GIVEN DATA:
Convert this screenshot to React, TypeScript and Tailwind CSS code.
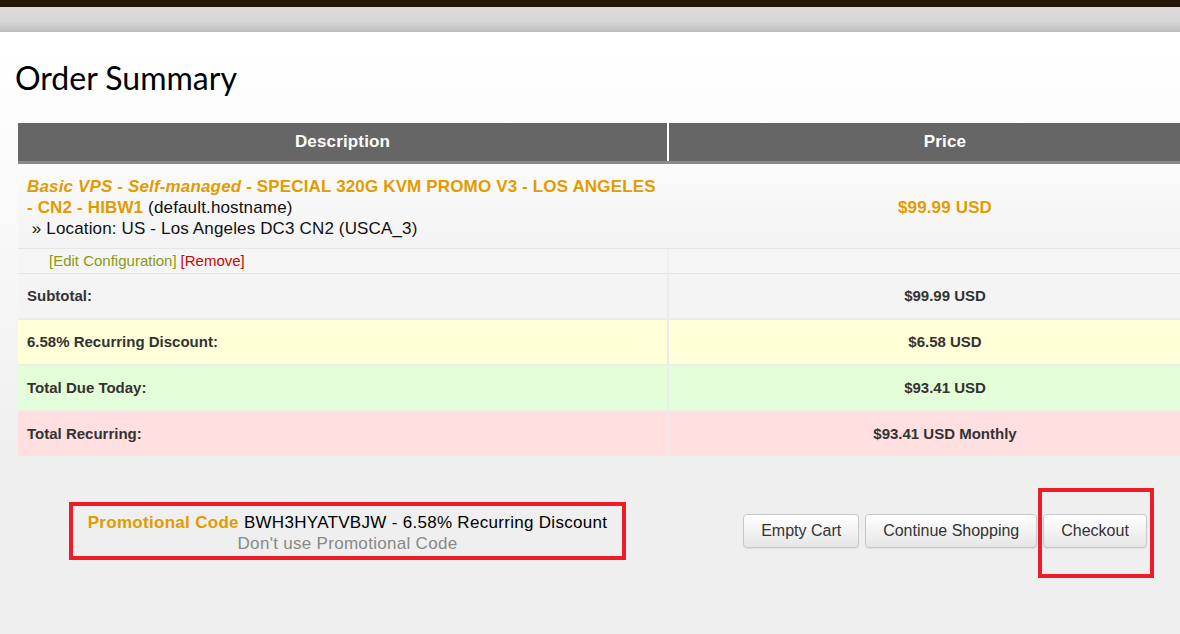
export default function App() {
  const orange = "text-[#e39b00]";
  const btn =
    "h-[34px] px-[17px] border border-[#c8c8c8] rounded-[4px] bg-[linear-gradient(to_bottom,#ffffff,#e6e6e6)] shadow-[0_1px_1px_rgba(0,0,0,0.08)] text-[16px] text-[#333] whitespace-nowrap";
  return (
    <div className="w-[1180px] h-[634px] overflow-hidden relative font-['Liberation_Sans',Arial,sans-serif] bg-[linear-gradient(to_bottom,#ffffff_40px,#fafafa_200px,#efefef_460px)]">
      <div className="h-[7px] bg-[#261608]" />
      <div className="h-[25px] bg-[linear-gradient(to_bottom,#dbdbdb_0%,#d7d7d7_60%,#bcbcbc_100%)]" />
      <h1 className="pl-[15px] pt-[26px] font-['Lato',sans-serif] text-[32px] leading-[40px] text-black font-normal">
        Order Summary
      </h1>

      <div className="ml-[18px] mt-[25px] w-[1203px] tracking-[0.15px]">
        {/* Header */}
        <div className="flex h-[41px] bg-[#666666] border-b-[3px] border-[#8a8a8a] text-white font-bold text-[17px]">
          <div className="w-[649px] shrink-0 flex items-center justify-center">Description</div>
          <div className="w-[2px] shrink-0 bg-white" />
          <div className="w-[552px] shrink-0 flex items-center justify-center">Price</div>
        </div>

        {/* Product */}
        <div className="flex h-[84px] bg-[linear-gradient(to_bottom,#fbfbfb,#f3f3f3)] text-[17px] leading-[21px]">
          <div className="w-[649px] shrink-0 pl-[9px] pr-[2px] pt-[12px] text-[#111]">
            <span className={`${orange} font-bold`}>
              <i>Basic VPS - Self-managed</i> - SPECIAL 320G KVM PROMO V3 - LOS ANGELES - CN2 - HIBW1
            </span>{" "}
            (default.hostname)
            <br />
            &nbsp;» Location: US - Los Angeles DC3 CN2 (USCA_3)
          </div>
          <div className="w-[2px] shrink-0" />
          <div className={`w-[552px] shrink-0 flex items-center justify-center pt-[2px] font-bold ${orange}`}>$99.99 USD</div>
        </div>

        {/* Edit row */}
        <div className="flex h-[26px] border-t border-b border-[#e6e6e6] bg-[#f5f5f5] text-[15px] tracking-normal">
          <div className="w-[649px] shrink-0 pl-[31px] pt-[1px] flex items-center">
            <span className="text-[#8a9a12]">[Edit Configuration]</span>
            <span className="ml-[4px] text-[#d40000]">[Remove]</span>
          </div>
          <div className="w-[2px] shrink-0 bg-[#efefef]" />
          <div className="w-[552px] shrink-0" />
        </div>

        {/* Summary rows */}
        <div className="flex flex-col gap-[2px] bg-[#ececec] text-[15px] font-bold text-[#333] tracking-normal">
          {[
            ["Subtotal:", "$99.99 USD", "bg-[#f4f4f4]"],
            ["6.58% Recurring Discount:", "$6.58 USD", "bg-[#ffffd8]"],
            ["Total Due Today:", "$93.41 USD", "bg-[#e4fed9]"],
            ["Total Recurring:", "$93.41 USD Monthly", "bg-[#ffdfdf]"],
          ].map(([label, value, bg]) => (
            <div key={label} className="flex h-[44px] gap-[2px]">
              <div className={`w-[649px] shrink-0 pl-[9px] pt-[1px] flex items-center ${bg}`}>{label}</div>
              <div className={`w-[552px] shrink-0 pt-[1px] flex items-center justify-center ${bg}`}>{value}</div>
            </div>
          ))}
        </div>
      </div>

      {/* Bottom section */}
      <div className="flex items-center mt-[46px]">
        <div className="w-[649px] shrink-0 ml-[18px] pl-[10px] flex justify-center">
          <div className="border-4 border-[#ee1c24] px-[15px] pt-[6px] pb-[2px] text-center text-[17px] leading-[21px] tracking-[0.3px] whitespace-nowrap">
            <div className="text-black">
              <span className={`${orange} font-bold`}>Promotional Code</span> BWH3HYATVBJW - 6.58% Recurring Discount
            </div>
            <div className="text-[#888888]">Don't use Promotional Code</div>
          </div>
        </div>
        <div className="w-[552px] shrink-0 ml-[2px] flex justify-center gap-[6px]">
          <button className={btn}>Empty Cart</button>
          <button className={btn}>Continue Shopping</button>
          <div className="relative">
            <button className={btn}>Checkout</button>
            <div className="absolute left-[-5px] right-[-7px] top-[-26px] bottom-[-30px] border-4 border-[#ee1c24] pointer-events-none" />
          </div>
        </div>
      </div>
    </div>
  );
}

WRITTEN TASK: Write out the material above once more, exactly as it reads, with no pictures.

COMPLETE OUTPUT:
Convert this screenshot to React, TypeScript and Tailwind CSS code.
export default function App() {
  const orange = "text-[#e39b00]";
  const btn =
    "h-[34px] px-[17px] border border-[#c8c8c8] rounded-[4px] bg-[linear-gradient(to_bottom,#ffffff,#e6e6e6)] shadow-[0_1px_1px_rgba(0,0,0,0.08)] text-[16px] text-[#333] whitespace-nowrap";
  return (
    <div className="w-[1180px] h-[634px] overflow-hidden relative font-['Liberation_Sans',Arial,sans-serif] bg-[linear-gradient(to_bottom,#ffffff_40px,#fafafa_200px,#efefef_460px)]">
      <div className="h-[7px] bg-[#261608]" />
      <div className="h-[25px] bg-[linear-gradient(to_bottom,#dbdbdb_0%,#d7d7d7_60%,#bcbcbc_100%)]" />
      <h1 className="pl-[15px] pt-[26px] font-['Lato',sans-serif] text-[32px] leading-[40px] text-black font-normal">
        Order Summary
      </h1>

      <div className="ml-[18px] mt-[25px] w-[1203px] tracking-[0.15px]">
        {/* Header */}
        <div className="flex h-[41px] bg-[#666666] border-b-[3px] border-[#8a8a8a] text-white font-bold text-[17px]">
          <div className="w-[649px] shrink-0 flex items-center justify-center">Description</div>
          <div className="w-[2px] shrink-0 bg-white" />
          <div className="w-[552px] shrink-0 flex items-center justify-center">Price</div>
        </div>

        {/* Product */}
        <div className="flex h-[84px] bg-[linear-gradient(to_bottom,#fbfbfb,#f3f3f3)] text-[17px] leading-[21px]">
          <div className="w-[649px] shrink-0 pl-[9px] pr-[2px] pt-[12px] text-[#111]">
            <span className={`${orange} font-bold`}>
              <i>Basic VPS - Self-managed</i> - SPECIAL 320G KVM PROMO V3 - LOS ANGELES - CN2 - HIBW1
            </span>{" "}
            (default.hostname)
            <br />
            &nbsp;» Location: US - Los Angeles DC3 CN2 (USCA_3)
          </div>
          <div className="w-[2px] shrink-0" />
          <div className={`w-[552px] shrink-0 flex items-center justify-center pt-[2px] font-bold ${orange}`}>$99.99 USD</div>
        </div>

        {/* Edit row */}
        <div className="flex h-[26px] border-t border-b border-[#e6e6e6] bg-[#f5f5f5] text-[15px] tracking-normal">
          <div className="w-[649px] shrink-0 pl-[31px] pt-[1px] flex items-center">
            <span className="text-[#8a9a12]">[Edit Configuration]</span>
            <span className="ml-[4px] text-[#d40000]">[Remove]</span>
          </div>
          <div className="w-[2px] shrink-0 bg-[#efefef]" />
          <div className="w-[552px] shrink-0" />
        </div>

        {/* Summary rows */}
        <div className="flex flex-col gap-[2px] bg-[#ececec] text-[15px] font-bold text-[#333] tracking-normal">
          {[
            ["Subtotal:", "$99.99 USD", "bg-[#f4f4f4]"],
            ["6.58% Recurring Discount:", "$6.58 USD", "bg-[#ffffd8]"],
            ["Total Due Today:", "$93.41 USD", "bg-[#e4fed9]"],
            ["Total Recurring:", "$93.41 USD Monthly", "bg-[#ffdfdf]"],
          ].map(([label, value, bg]) => (
            <div key={label} className="flex h-[44px] gap-[2px]">
              <div className={`w-[649px] shrink-0 pl-[9px] pt-[1px] flex items-center ${bg}`}>{label}</div>
              <div className={`w-[552px] shrink-0 pt-[1px] flex items-center justify-center ${bg}`}>{value}</div>
            </div>
          ))}
        </div>
      </div>

      {/* Bottom section */}
      <div className="flex items-center mt-[46px]">
        <div className="w-[649px] shrink-0 ml-[18px] pl-[10px] flex justify-center">
          <div className="border-4 border-[#ee1c24] px-[15px] pt-[6px] pb-[2px] text-center text-[17px] leading-[21px] tracking-[0.3px] whitespace-nowrap">
            <div className="text-black">
              <span className={`${orange} font-bold`}>Promotional Code</span> BWH3HYATVBJW - 6.58% Recurring Discount
            </div>
            <div className="text-[#888888]">Don't use Promotional Code</div>
          </div>
        </div>
        <div className="w-[552px] shrink-0 ml-[2px] flex justify-center gap-[6px]">
          <button className={btn}>Empty Cart</button>
          <button className={btn}>Continue Shopping</button>
          <div className="relative">
            <button className={btn}>Checkout</button>
            <div className="absolute left-[-5px] right-[-7px] top-[-26px] bottom-[-30px] border-4 border-[#ee1c24] pointer-events-none" />
          </div>
        </div>
      </div>
    </div>
  );
}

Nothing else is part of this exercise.